Actualités

- Relations extérieures - Jimmy Dupuis

Sanctions internationales : une modification opportune de la loi sur les embargos

modifications-embargo

Aux termes de l’art. 39 de la Charte des Nations Unies, le Conseil de sécurité est compétent pour constater l’existence d’une menace contre la paix, d’une rupture de la paix ou d’un acte d’agression. Dès le moment où un tel constat est effectué, il est habilité à prendre des sanctions internationales. En pratique, ces dernières affectent généralement les relations économiques et les moyens de communication et servent à faire respecter et appliquer le droit international public. En vertu de la loi fédérale sur l’application de sanctions internationales (loi sur les embargos), la Confédération peut édicter des mesures de coercition pour appliquer les sanctions visant à faire respecter le droit international public, en particulier les droits de l’homme, décrétées par l’Organisation des Nations Unies, par l’Organisation pour la sécurité et la coopération en Europe ou par les principaux partenaires commerciaux de la Suisse.

La loi sur les embargos prévoit que les mesures de coercition concrètes sont prises par le Conseil fédéral par voie d’ordonnance. Durant ces dernières années, le Conseil fédéral a édicté entre autres des mesures coercitives à l’encontre de la République du Soudan du Sud, de la République du Mali et du Venezuela, ceci par le truchement d’ordonnances dédiées. Parmi les mesures adoptées, on trouve des sanctions concernant les biens, diverses sanctions ciblées − par exemple des interdictions d’entrée en Suisse −, et des sanctions financières telles que le gel des avoirs et des ressources économiques. Il est à noter que les personnes ou les institutions qui détiennent ou gèrent des avoirs ou qui ont connaissance de ressources économiques dont il faut admettre qu’ils sont soumis au gel doivent alors les déclarer sans délai au Secrétariat d’Etat à l’économie.

Dans le contexte de la crise ukrainienne et de la guerre du Donbass, l’Union européenne (UE) a décidé en 2014 de prendre un certain nombre de sanctions contre la Russie, ceci notamment en réponse à l’annexion illégale de la Crimée.

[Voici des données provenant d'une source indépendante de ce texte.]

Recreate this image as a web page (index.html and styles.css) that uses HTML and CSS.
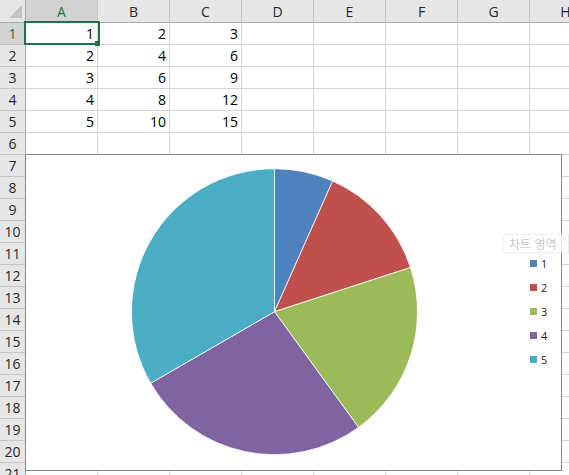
FILE: index.html
```html
<!DOCTYPE html>
<html lang="ko">
<head>
<meta charset="utf-8">
<title>Sheet</title>
<link rel="stylesheet" href="styles.css">
</head>
<body>
<div class="sheet">
  <div class="row head">
    <div class="corner"><span class="tri"></span></div>
    <div class="ch sel">A</div><div class="ch">B</div><div class="ch">C</div><div class="ch">D</div><div class="ch">E</div><div class="ch">F</div><div class="ch">G</div><div class="ch">H</div>
  </div>
  <div class="row"><div class="rh sel">1</div><div class="c">1</div><div class="c">2</div><div class="c">3</div><div class="c"></div><div class="c"></div><div class="c"></div><div class="c"></div><div class="c"></div></div>
  <div class="row"><div class="rh">2</div><div class="c">2</div><div class="c">4</div><div class="c">6</div><div class="c"></div><div class="c"></div><div class="c"></div><div class="c"></div><div class="c"></div></div>
  <div class="row"><div class="rh">3</div><div class="c">3</div><div class="c">6</div><div class="c">9</div><div class="c"></div><div class="c"></div><div class="c"></div><div class="c"></div><div class="c"></div></div>
  <div class="row"><div class="rh">4</div><div class="c">4</div><div class="c">8</div><div class="c">12</div><div class="c"></div><div class="c"></div><div class="c"></div><div class="c"></div><div class="c"></div></div>
  <div class="row"><div class="rh">5</div><div class="c">5</div><div class="c">10</div><div class="c">15</div><div class="c"></div><div class="c"></div><div class="c"></div><div class="c"></div><div class="c"></div></div>
  <div class="row"><div class="rh">6</div><div class="c"></div><div class="c"></div><div class="c"></div><div class="c"></div><div class="c"></div><div class="c"></div><div class="c"></div><div class="c"></div></div>
  <div class="row"><div class="rh">7</div><div class="c"></div><div class="c"></div><div class="c"></div><div class="c"></div><div class="c"></div><div class="c"></div><div class="c"></div><div class="c"></div></div>
  <div class="row"><div class="rh">8</div><div class="c"></div><div class="c"></div><div class="c"></div><div class="c"></div><div class="c"></div><div class="c"></div><div class="c"></div><div class="c"></div></div>
  <div class="row"><div class="rh">9</div><div class="c"></div><div class="c"></div><div class="c"></div><div class="c"></div><div class="c"></div><div class="c"></div><div class="c"></div><div class="c"></div></div>
  <div class="row"><div class="rh">10</div><div class="c"></div><div class="c"></div><div class="c"></div><div class="c"></div><div class="c"></div><div class="c"></div><div class="c"></div><div class="c"></div></div>
  <div class="row"><div class="rh">11</div><div class="c"></div><div class="c"></div><div class="c"></div><div class="c"></div><div class="c"></div><div class="c"></div><div class="c"></div><div class="c"></div></div>
  <div class="row"><div class="rh">12</div><div class="c"></div><div class="c"></div><div class="c"></div><div class="c"></div><div class="c"></div><div class="c"></div><div class="c"></div><div class="c"></div></div>
  <div class="row"><div class="rh">13</div><div class="c"></div><div class="c"></div><div class="c"></div><div class="c"></div><div class="c"></div><div class="c"></div><div class="c"></div><div class="c"></div></div>
  <div class="row"><div class="rh">14</div><div class="c"></div><div class="c"></div><div class="c"></div><div class="c"></div><div class="c"></div><div class="c"></div><div class="c"></div><div class="c"></div></div>
  <div class="row"><div class="rh">15</div><div class="c"></div><div class="c"></div><div class="c"></div><div class="c"></div><div class="c"></div><div class="c"></div><div class="c"></div><div class="c"></div></div>
  <div class="row"><div class="rh">16</div><div class="c"></div><div class="c"></div><div class="c"></div><div class="c"></div><div class="c"></div><div class="c"></div><div class="c"></div><div class="c"></div></div>
  <div class="row"><div class="rh">17</div><div class="c"></div><div class="c"></div><div class="c"></div><div class="c"></div><div class="c"></div><div class="c"></div><div class="c"></div><div class="c"></div></div>
  <div class="row"><div class="rh">18</div><div class="c"></div><div class="c"></div><div class="c"></div><div class="c"></div><div class="c"></div><div class="c"></div><div class="c"></div><div class="c"></div></div>
  <div class="row"><div class="rh">19</div><div class="c"></div><div class="c"></div><div class="c"></div><div class="c"></div><div class="c"></div><div class="c"></div><div class="c"></div><div class="c"></div></div>
  <div class="row"><div class="rh">20</div><div class="c"></div><div class="c"></div><div class="c"></div><div class="c"></div><div class="c"></div><div class="c"></div><div class="c"></div><div class="c"></div></div>
  <div class="row"><div class="rh">21</div><div class="c"></div><div class="c"></div><div class="c"></div><div class="c"></div><div class="c"></div><div class="c"></div><div class="c"></div><div class="c"></div></div>

  <div class="selection"><span class="handle"></span></div>

  <div class="chart">
    <svg class="pie" width="535" height="315" viewBox="0 0 535 315" xmlns="http://www.w3.org/2000/svg">
      <g transform="translate(248.5 156.7)" stroke="#ffffff" stroke-width="0.8" stroke-linejoin="round">
        <path d="M0 0 L0 -143 A143 143 0 0 1 58.16 -130.64 Z" fill="#4f81bd"/>
        <path d="M0 0 L58.16 -130.64 A143 143 0 0 1 136.0 -44.19 Z" fill="#c0504d"/>
        <path d="M0 0 L136.0 -44.19 A143 143 0 0 1 84.05 115.69 Z" fill="#9bbb59"/>
        <path d="M0 0 L84.05 115.69 A143 143 0 0 1 -123.84 71.5 Z" fill="#8064a2"/>
        <path d="M0 0 L-123.84 71.5 A143 143 0 0 1 0 -143 Z" fill="#4bacc6"/>
      </g>
    </svg>
    <ul class="legend">
      <li><span class="key k1"></span>1</li>
      <li><span class="key k2"></span>2</li>
      <li><span class="key k3"></span>3</li>
      <li><span class="key k4"></span>4</li>
      <li><span class="key k5"></span>5</li>
    </ul>
  </div>

  <div class="tip">차트 영역</div>
</div>
</body>
</html>
```
FILE: styles.css
```css
html, body {
  margin: 0;
  padding: 0;
  background: #ffffff;
}

.sheet {
  position: relative;
  width: 569px;
  height: 475px;
  overflow: hidden;
  font-family: "Open Sans", "Noto Sans CJK KR", sans-serif;
  font-size: 14px;
  color: #000000;
}

.row {
  display: grid;
  grid-template-columns: 26px repeat(8, 72px);
  height: 22px;
}

.row.head {
  height: 23px;
}

.row > div {
  box-sizing: border-box;
  display: flex;
  align-items: center;
  overflow: hidden;
  white-space: nowrap;
}

.c {
  border-right: 1px solid #d4d4d4;
  border-bottom: 1px solid #d4d4d4;
  justify-content: flex-end;
  padding-right: 3px;
}

.corner {
  background: #e6e6e6;
  border-right: 1px solid #ababab;
  border-bottom: 1px solid #ababab;
  justify-content: flex-end;
  align-items: flex-end !important;
  padding: 0 3px 4px 0;
}

.tri {
  width: 0;
  height: 0;
  border-left: 13px solid transparent;
  border-bottom: 13px solid #c3c3c3;
}

.ch {
  background: #e6e6e6;
  border-right: 1px solid #c4c4c4;
  border-bottom: 1px solid #ababab;
  justify-content: center;
  color: #262626;
}

.rh {
  background: #e6e6e6;
  border-right: 1px solid #ababab;
  border-bottom: 1px solid #c4c4c4;
  justify-content: center;
  color: #262626;
  padding-left: 0;
}

.ch.sel,
.rh.sel {
  background: #d2d2d2;
  color: #217346;
}

.selection {
  position: absolute;
  left: 24px;
  top: 21px;
  width: 76px;
  height: 24px;
  box-sizing: border-box;
  border: 2px solid #217346;
}

.handle {
  position: absolute;
  right: -2px;
  bottom: -3px;
  width: 5px;
  height: 5px;
  background: #217346;
}

.chart {
  position: absolute;
  left: 25px;
  top: 154px;
  width: 537px;
  height: 317px;
  box-sizing: border-box;
  border: 1px solid #878787;
  background: #ffffff;
}

.pie {
  display: block;
}

.legend {
  position: absolute;
  left: 504px;
  top: 96px;
  margin: 0;
  padding: 0;
  list-style: none;
  font-size: 11px;
  color: #262626;
}

.legend li {
  display: flex;
  align-items: center;
  gap: 4px;
  height: 24px;
}

.key {
  width: 7px;
  height: 7px;
}

.k1 { background: #4f81bd; }
.k2 { background: #c0504d; }
.k3 { background: #9bbb59; }
.k4 { background: #8064a2; }
.k5 { background: #4bacc6; }

.tip {
  position: absolute;
  left: 503px;
  top: 234px;
  width: 66px;
  height: 19px;
  box-sizing: border-box;
  padding-left: 5px;
  display: flex;
  align-items: center;
  font-family: "Noto Sans CJK KR", sans-serif;
  font-size: 12px;
  color: #c8c8c8;
  background: rgba(255, 255, 255, 0.78);
  border: 1px solid rgba(210, 210, 210, 0.35);
  box-shadow: 1px 1px 2px rgba(0, 0, 0, 0.04);
}
```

Etant entendu que l’UE fait partie des principaux partenaires commerciaux de la Suisse, le Conseil fédéral a choisi d’édicter des mesures de coercition. Cependant, l’UE n’avait prévu aucune interdiction d’importer du matériel de guerre en provenance d’Ukraine. Or, compte tenu de la politique de neutralité de la Suisse, il n’était absolument pas envisageable de mettre en œuvre une interdiction d’importer des armes à feu et des engins explosifs à l’encontre d’une seule des parties au conflit. La loi sur les embargos ne permettant pas d’adopter unilatéralement des mesures contre l’Ukraine, le Conseil fédéral a promulgué en 2015 une ordonnance concernant à la fois la Russie et l’Ukraine en s’appuyant sur l’art. 184 al. 3 de la Constitution (Cst) qui dispose que lorsque la sauvegarde des intérêts du pays l’exige, le Conseil fédéral peut adopter les ordonnances et prendre les décisions nécessaires.

Toutefois, la durée de validité des ordonnances adoptées sur la base de l’art. 184 al. 3 Cst est limitée à quatre ans. Cette situation est insatisfaisante, surtout lorsqu’on sait qu’en pratique, la plupart des sanctions internationales restent en vigueur sur une plus longue période. Récemment, un projet de modification de la loi sur les embargos visant à pallier ce problème a été mis en consultation. Ce dernier a pour but de permettre au Conseil fédéral – via l’introduction d’une disposition spécifique − d’étendre partiellement ou intégralement à d’autres Etats les mesures de coercition visées dans la loi sur les embargos, le tout sans passer par l’art. 184 al. 3 Cst. En tant que responsable de la conduite des affaires étrangères, le gouvernement helvétique gagne à pouvoir agir sereinement en faveur d’une politique de neutralité crédible en imposant des mesures équivalentes à toutes les parties en conflit, même si certaines ne sont pas visées par des sanctions internationales. Partant, le projet de modification de la loi sur les embargos mérite d’être soutenu.